**The task**: Take the lines from the beginning of the material through the line containing "const i = (icon: string): Part" and retype them exactly, leaving the pictures out.

**Supplied information**:
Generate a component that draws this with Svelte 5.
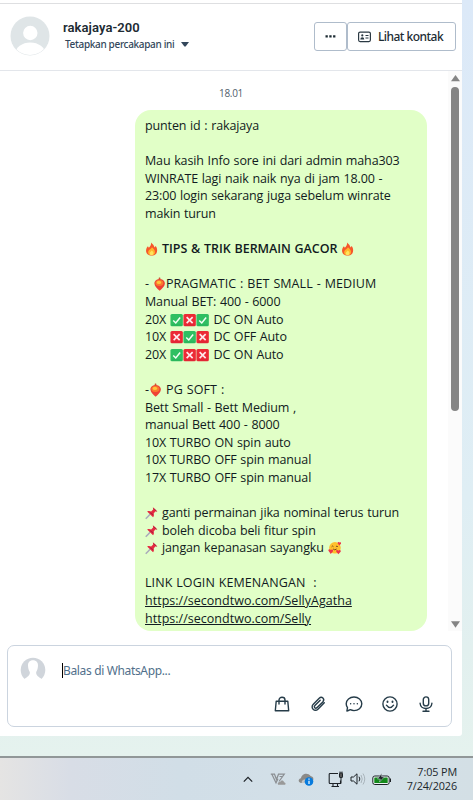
<script lang="ts">
	type Part = { text?: string; icon?: string; bold?: boolean; link?: boolean; wide?: boolean };

	const t = (text: string): Part => ({ text });
	const i = (icon: string): Part => ({ icon });

	const lines: Part[][] = [
		[t('punten id : rakajaya')],
		[],
		[t('Mau kasih Info sore ini dari admin maha303')],
		[t('WINRATE lagi naik naik nya di jam 18.00 -')],
		[t('23:00 login sekarang juga sebelum winrate')],
		[t('makin turun')],
		[],
		[i('fire'), { text: ' TIPS & TRIK BERMAIN GACOR ', bold: true }, i('fire')],
		[],
		[t('- '), i('lantern'), { text: 'PRAGMATIC : BET SMALL - MEDIUM', wide: true }],
		[t('Manual BET: 400 - 6000')],
		[t('20X '), i('check'), i('cross'), i('check'), t(' DC ON Auto')],
		[t('10X '), i('cross'), i('check'), i('cross'), t(' DC OFF Auto')],
		[t('20X '), i('check'), i('cross'), i('cross'), t(' DC ON Auto')],
		[],
		[t('-'), i('lantern'), { text: ' PG SOFT :', wide: true }],
		[t('Bett Small - Bett Medium ,')],
		[t('manual Bett 400 - 8000')],
		[t('10X TURBO ON spin auto')],
		[t('10X TURBO OFF spin manual')],
		[t('17X TURBO OFF spin manual')],
		[],
		[i('pin'), t(' ganti permainan jika nominal terus turun')],
		[i('pin'), t(' boleh dicoba beli fitur spin')],
		[i('pin'), t(' jangan kepanasan sayangku '), i('love')],
		[],
		[{ text: 'LINK LOGIN KEMENANGAN  :', wide: true }],
		[{ text: 'https://secondtwo.com/SellyAgatha', link: true }],
		[{ text: 'https://secondtwo.com/Selly', link: true }]
	];
</script>

{#snippet emoji(name: string)}
	<svg class="emoji" viewBox="0 0 13 14" aria-hidden="true">
		{#if name === 'fire'}
			<path d="M6 .5C7.500 2 9 3.500 9.300 5.400L10.600 4C12 6.200 12.300 8 11.800 10C11.100 12.700 9 13.600 6.500 13.600C3.200 13.600 .8 11.600 .9 8.600C1 6.700 1.800 5.400 2.800 4.300L3.700 5.800C4.900 4.400 6.300 2.700 6 .5Z" fill="#f6572b" />
			<path d="M6.800 5.300C8.800 7 10 8.500 9.800 10.400C9.600 12.300 8.300 13.200 6.400 13.200C4.300 13.200 3 12 3 10.200C3 8.700 4 8 5 7.300C5.800 6.700 6.600 6.200 6.800 5.300Z" fill="#ffb52b" />
			<path d="M6.500 8.500C8 9.700 8.500 10.500 8.300 11.500C8.100 12.600 7.300 13 6.400 13C5.200 13 4.500 12.300 4.600 11.200C4.700 10 6 9.700 6.500 8.500Z" fill="#ffe45c" />
		{:else if name === 'lantern'}
			<path d="M5.800 .6H7L7.600 3.200H5.200Z" fill="#c9562f" />
			<path d="M6.500 2.300C9.500 2 11.900 4 11.700 6.800C11.500 9.500 8.700 12 6.500 13.700C4.300 12 1.500 9.500 1.300 6.800C1.100 4 3.500 2 6.500 2.300Z" fill="#ef4136" />
			<ellipse cx="6.200" cy="6" rx="4" ry="3" fill="#f97a2f" />
			<ellipse cx="5.800" cy="5.400" rx="2.200" ry="1.600" fill="#ffc43c" />
		{:else if name === 'check'}
			<rect x=".3" y="1" width="12.400" height="12.300" rx="1.500" fill="#2fbf62" />
			<path d="M2 12H11.500" stroke="#20a453" opacity=".5" />
			<path d="M3.100 7.500L5.600 10L10 4.500" fill="none" stroke="#f4fff5" stroke-width="1.500" />
		{:else if name === 'cross'}
			<rect x=".3" y="1" width="12.400" height="12.300" rx="1.500" fill="#ec2a35" />
			<path d="M2 12H11.500" stroke="#c71d36" opacity=".5" />
			<path d="M3.500 4.200L9.500 10.200M9.500 4.200L3.500 10.200" stroke="#ffe9ec" stroke-width="1.700" />
		{:else if name === 'pin'}
			<path d="M.6 12.800L5 8.300" stroke="#a9a9ba" stroke-width="1.500" />
			<path d="M2 5.500C3.500 4.700 5 5 6 5.600L8 3.600L7.700 1.300L12.300 5.500L10 5.600L8.500 7.700C9 9 8.800 10.200 7.900 11.200Z" fill="#e52a40" />
			<path d="M5 6.700L8 8.800M8.500 2.500L11.300 5" stroke="#a81f3e" />
		{:else}
			<circle cx="6.800" cy="6.800" r="5.800" fill="#ffc02c" />
			<path d="M3.500 5.800Q4.300 4.300 5.300 5.700M7.800 5.700Q8.900 4.300 9.700 5.800M5 8Q6.500 9.700 8.500 8" fill="none" stroke="#6d3b18" stroke-width=".9" />
			<g fill="#ed3849">
				<path d="M2.600 13L.3 9.800C-.2 8.200 2 7.600 2.700 9C3.800 7.700 5.600 9 4.700 10.500Z" />
				<path d="M10.200 13.300L8 10.500C7.600 8.900 9.500 8.400 10.300 9.700C11.200 8.400 13.200 9.300 12.500 10.700Z" />
				<path d="M11.200 4.500L9.500 2.200C9.300 .8 10.900 .5 11.300 1.600C12.200 .7 13.400 1.700 12.900 2.800Z" />
			</g>
		{/if}
	</svg>
{/snippet}

<div class="screen">
	<div class="panel">
		<header class="header">
			<svg class="avatar" viewBox="0 0 40 40" aria-hidden="true">
				<defs><clipPath id="face"><circle cx="20" cy="20" r="19" /></clipPath></defs>
				<circle cx="20" cy="20" r="19.500" fill="#dfe5e7" />
				<g clip-path="url(#face)" fill="#fff">
					<circle cx="20.300" cy="17" r="7.200" />
					<ellipse cx="20.300" cy="38" rx="15" ry="11.500" />
				</g>
			</svg>
			<div class="who">
				<div class="name">rakajaya-200</div>
				<div class="assign">
					<span>Tetapkan percakapan ini</span>
					<svg width="8" height="5" viewBox="0 0 8 5"><path d="M0 0H8L4.600 4.600H3.400Z" fill="#33475b" /></svg>
				</div>
			</div>
			<button class="btn more" aria-label="More">
				<svg width="11" height="3" viewBox="0 0 11 3"><path d="M.5 .2H2.800V2.600H.5ZM4.300 .2H6.600V2.600H4.300ZM8.100 .2H10.400V2.600H8.100Z" fill="#1c2b33" /></svg>
			</button>
			<button class="btn contact">
				<svg width="13" height="12" viewBox="0 0 13 12" fill="none" stroke="#2b3943">
					<rect x=".6" y="1.100" width="11.800" height="9.500" rx="1.500" stroke-width="1.200" />
					<circle cx="4.300" cy="4.400" r="1.100" fill="#2b3943" stroke="none" />
					<path d="M2.300 8.600Q2.300 6.200 4.300 6.200T6.300 8.600Z" fill="#2b3943" stroke="none" />
					<path d="M7.500 4.500H10.500M7.500 7H10.500" stroke-width="1.200" />
				</svg>
				Lihat kontak
			</button>
		</header>

		<main class="chat">
			<div class="messages">
				<div class="time">18.01</div>
				<div class="bubble">
					{#each lines as line}
						<div class="line">{#each line as part}{#if part.icon}{@render emoji(part.icon)}{:else}<span class:bold={part.bold} class:link={part.link} class:wide={part.wide}>{part.text}</span>{/if}{/each}</div>
					{/each}
				</div>
			</div>
			<div class="scrollbar">
				<svg width="9" height="7" viewBox="0 0 9 7"><path d="M4.500 0L9 6.200H0Z" fill="#858585" /></svg>
				<div class="thumb"></div>
				<svg width="9" height="7" viewBox="0 0 9 7"><path d="M0 .3H9L4.500 6.700Z" fill="#858585" /></svg>
			</div>
		</main>

		<div class="composer">
			<div class="entry">
				<svg width="26" height="26" viewBox="0 0 26 26">
					<circle cx="13" cy="13" r="12.300" fill="#d0d5db" />
					<path d="M13 3.200C9.800 3.200 7.900 5.300 8 8.500C8.100 11 8.600 13 9.800 15C10.300 17.700 8 19.500 5.800 21L2.500 23V26H23.500V23L20.200 21C18 19.500 15.700 17.700 16.200 15C17.400 13 17.900 11 18 8.500C18.100 5.300 16.200 3.200 13 3.200Z" fill="#fff" />
				</svg>
				<span class="caret"></span>
				<span class="placeholder">Balas di WhatsApp...</span>
			</div>
			<div class="tools">
				<svg viewBox="0 0 18 18"><path d="M3.200 6.200H14.800L15.700 15.700H2.300ZM6 9V5C6 1.300 12 1.300 12 5V9" /></svg>
				<svg viewBox="0 0 18 18"><path d="M15.300 7.700L9.200 13.900C5.600 17.500.900 12.800 4.300 9.300L10.200 3.300C12.800 .7 16.300 4.200 13.800 6.900L8.100 12.600C6.400 14.300 4.300 12.100 5.900 10.500L11.200 5.200" /></svg>
				<svg viewBox="0 0 18 18"><path d="M3.300 15.500L1.900 16L2.500 12.600C1.500 11.300 1.200 10.100 1.200 8.800C1.200 4.900 4.700 2 9 2S16.800 4.900 16.800 8.800S13.300 15.600 9 15.600C7.500 15.600 6.300 15.200 5.300 14.700Z" /><path d="M5.600 8.700H5.700M8.950 8.700H9.050M12.300 8.700H12.400" /></svg>
				<svg viewBox="0 0 18 18"><circle cx="9" cy="9" r="7.100" /><path d="M5.400 10.200Q9 15 12.600 10.200" /><path d="M6.500 6.500V7M11.500 6.500V7" stroke-width="1.900" /></svg>
				<svg viewBox="0 0 18 18"><rect x="6.300" y="1.900" width="5.400" height="9" rx="2.700" /><path d="M3.100 8.300C3.400 15.300 14.600 15.300 14.900 8.300M9 13.500V16.200M6 16.200H12" /></svg>
			</div>
		</div>
	</div>

	<footer class="taskbar">
		<svg class="up" width="10" height="7" viewBox="0 0 10 7"><path d="M.8 5.700L5 1.300L9.200 5.700" fill="none" stroke="#1d2227" stroke-width="1.200" /></svg>
		<svg class="vz" width="16" height="14" viewBox="0 0 16 14" fill="none" stroke="#8b8f93" stroke-width="1.200">
			<path d="M.8 2.200H4.500L6.500 7.500L8.500 2.200H14.300L9 9.500M2 2.500L6 10.800L8 6.800M9.500 4.500H12" />
			<path d="M8 12.700C7 10.700 9 9.700 10 10.200C10.800 7.700 13.800 8 14 10.200C16 10.400 16 12.700 14.500 12.700Z" fill="#999" stroke="none" />
		</svg>
		<svg class="cloud" width="16" height="14" viewBox="0 0 16 14">
			<path d="M3 11C0 10.600-.2 6.800 3 6.200C3.400 2 9.500-.5 12.600 4.100C15 4.500 16 6.500 15 8.500L10 11Z" fill="#8b8a88" />
			<path d="M3.500 10.500C4 7.500 6 7 8 7.700C9.500 5.500 12 5.500 13.500 7V11H4Z" fill="#c4c4c3" />
			<circle cx="11" cy="9.500" r="4.300" fill="#087bdd" />
			<path d="M11 6.600V7.800M11 8.800V12" stroke="#fff" stroke-width="1.200" />
		</svg>
		<svg class="pc" width="16" height="17" viewBox="0 0 16 17" fill="none" stroke="#1d2227">
			<path d="M10 2.500H2Q1.200 2.500 1.200 3.300V11.500Q1.200 12.500 2 12.500H12.500V9.500M5 12.500V15.500M9.500 12.500V15.500M3.500 15.500H11" stroke-width="1.100" />
			<rect x="11.500" y="2" width="3" height="4.500" rx=".6" fill="#555" /><path d="M12 .5V2M14 .5V2M13 6.500V12.500" />
		</svg>
		<svg class="sound" width="16" height="14" viewBox="0 0 16 14" fill="none" stroke="#1d2227">
			<path d="M1 5H3.500L7 1.800V12.200L3.500 9H1ZM9 4.700Q10.700 7 9 9.300" />
			<path d="M11 3Q13.500 7 11 11M13 1.500Q16.500 7 13 12.500" stroke="#a9b4bb" />
		</svg>
		<svg class="battery" width="20" height="13" viewBox="0 0 20 13">
			<rect x=".8" y="3" width="16.400" height="8.500" rx="2" fill="#edf3f4" stroke="#1d2227" />
			<path d="M18.500 5.500V9" stroke="#1d2227" />
			<rect x="2.300" y="4.500" width="13.400" height="5.500" rx=".6" fill="#13891b" />
			<path d="M9.700 .3L5.500 6H8.300L7.500 9L12.500 3.800H9.700Z" fill="#1d2227" stroke="#dce7ed" stroke-width=".5" />
		</svg>
		<div class="clock">
			<div>7:05 PM</div>
			<div>7/24/2026</div>
		</div>
	</footer>
</div>

<style>
	:global(body) {
		margin: 0;
		overflow: hidden;
	}

	.screen {
		width: 473px;
		height: 800px;
		display: flex;
		flex-direction: column;
		background: linear-gradient(180deg, #dce9f8 0, #dfeef4 500px, #e2f0ef 650px, #e5f2ee 756px);
		font-family: 'Open Sans', 'Noto Sans', sans-serif;
		color: #111b21;
	}

	.panel {
		width: 462px;
		height: 736px;
		display: flex;
		flex-direction: column;
		background: #fff;
		border-radius: 0 0 3px;
	}

	.header {
		box-sizing: border-box;
		height: 68px;
		margin-top: 3px;
		border-top: 1px solid #dedfe1;
		border-bottom: 1px solid #e3e6eb;
		padding: 0 6px 0 10px;
		display: flex;
		align-items: center;
		flex-shrink: 0;
	}

	.avatar {
		width: 40px;
		height: 40px;
		margin-top: -2px;
	}

	.who {
		flex: 1;
		padding-left: 13px;
		margin-top: -3px;
	}

	.name {
		font-family: Roboto, sans-serif;
		font-weight: 600;
		font-size: 13px;
		line-height: 17px;
		letter-spacing: 0.08px;
		color: #202b33;
	}

	.assign {
		display: flex;
		align-items: center;
		gap: 7px;
		padding-left: 2px;
		font-family: 'Noto Sans', sans-serif;
		font-size: 10px;
		font-weight: 500;
		line-height: 17px;
		letter-spacing: -0.33px;
		color: #33475b;
	}

	.btn {
		box-sizing: border-box;
		height: 29px;
		margin: -1px 0 0;
		border: 1px solid #afbccb;
		border-radius: 3px;
		background: #fff;
		display: flex;
		align-items: center;
		justify-content: center;
		padding: 0;
		font: 500 12px 'Noto Sans', sans-serif;
		color: #1c2b33;
	}

	.more {
		width: 33px;
	}

	.contact {
		width: 109px;
		gap: 7px;
		padding-right: 2px;
		letter-spacing: -0.53px;
	}

	.chat {
		height: 560px;
		display: flex;
		flex-shrink: 0;
	}

	.messages {
		flex: 1;
		overflow: hidden;
	}

	.time {
		height: 39px;
		line-height: 45px;
		text-align: center;
		font-size: 10px;
		letter-spacing: -0.3px;
		color: #51606c;
		padding-left: 14px;
	}

	.bubble {
		box-sizing: border-box;
		width: 292px;
		height: 521px;
		margin-left: 135px;
		padding: 7px 10px;
		border-radius: 16px;
		background: #e1ffc7;
		font-size: 12.500px;
		letter-spacing: -0.13px;
		word-spacing: 0.6px;
		overflow: hidden;
	}

	.line {
		height: 17.600px;
		line-height: 17.600px;
		white-space: pre;
	}

	.emoji {
		width: 13.300px;
		height: 14px;
		vertical-align: -3px;
	}

	.bold {
		font-weight: 600;
		letter-spacing: -0.05px;
	}

	.wide {
		letter-spacing: 0.07px;
	}

	.link {
		letter-spacing: 0.02px;
		text-decoration: underline;
		text-underline-offset: 1px;
	}

	.scrollbar {
		width: 14px;
		display: flex;
		flex-direction: column;
		align-items: center;
		background: #fbfbfb;
		padding: 4px 0 3px;
		box-sizing: border-box;
	}

	.scrollbar svg:last-child {
		margin-top: auto;
	}

	.thumb {
		width: 8px;
		height: 324px;
		margin-top: 5px;
		border-radius: 4px;
		background: #858585;
	}

	.composer {
		box-sizing: border-box;
		width: 445px;
		height: 82px;
		margin: 14px 0 0 7px;
		border: 1px solid #cbd4df;
		border-radius: 7px;
		padding: 10px 16px 0 12px;
	}

	.entry {
		display: flex;
		align-items: center;
		height: 28px;
	}

	.caret {
		width: 1px;
		height: 15px;
		margin-left: 16px;
		background: #000;
	}

	.placeholder {
		font-family: 'Noto Sans', sans-serif;
		font-size: 12px;
		letter-spacing: -0.35px;
		color: #516f8b;
	}

	.tools {
		display: flex;
		justify-content: flex-end;
		gap: 18px;
		margin-top: 11px;
	}

	.tools svg {
		width: 18px;
		height: 18px;
		fill: none;
		stroke: #263c49;
		stroke-width: 1.400;
		stroke-linecap: round;
		stroke-linejoin: round;
	}

	.taskbar {
		box-sizing: border-box;
		height: 44px;
		margin-top: 20px;
		border-top: 2px solid #919798;
		padding-right: 16px;
		display: flex;
		align-items: center;
		background: linear-gradient(90deg, #e5e4e3 0, #d8dde6 70px, #d1dee7 180px, #d3e0e8 360px, #d3dfe5);
	}

	.up {
		margin-left: 243px;
	}

	.vz {
		margin-left: 17px;
	}

	.cloud {
		margin-left: 12px;
	}

	.pc {
		margin-left: 14px;
	}

	.sound {
		margin-left: 6px;
	}

	.battery {
		margin-left: 6px;
	}

	.clock {
		flex: 1;
		text-align: right;
		font-size: 10.800px;
		line-height: 14.500px;
		letter-spacing: -0.1px;
		color: #20272c;
		white-space: nowrap;
	}
</style>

**Reply to the exercise**:
Generate a component that draws this with Svelte 5.
<script lang="ts">
	type Part = { text?: string; icon?: string; bold?: boolean; link?: boolean; wide?: boolean };

	const t = (text: string): Part => ({ text });
	const i = (icon: string): Part => ({ icon });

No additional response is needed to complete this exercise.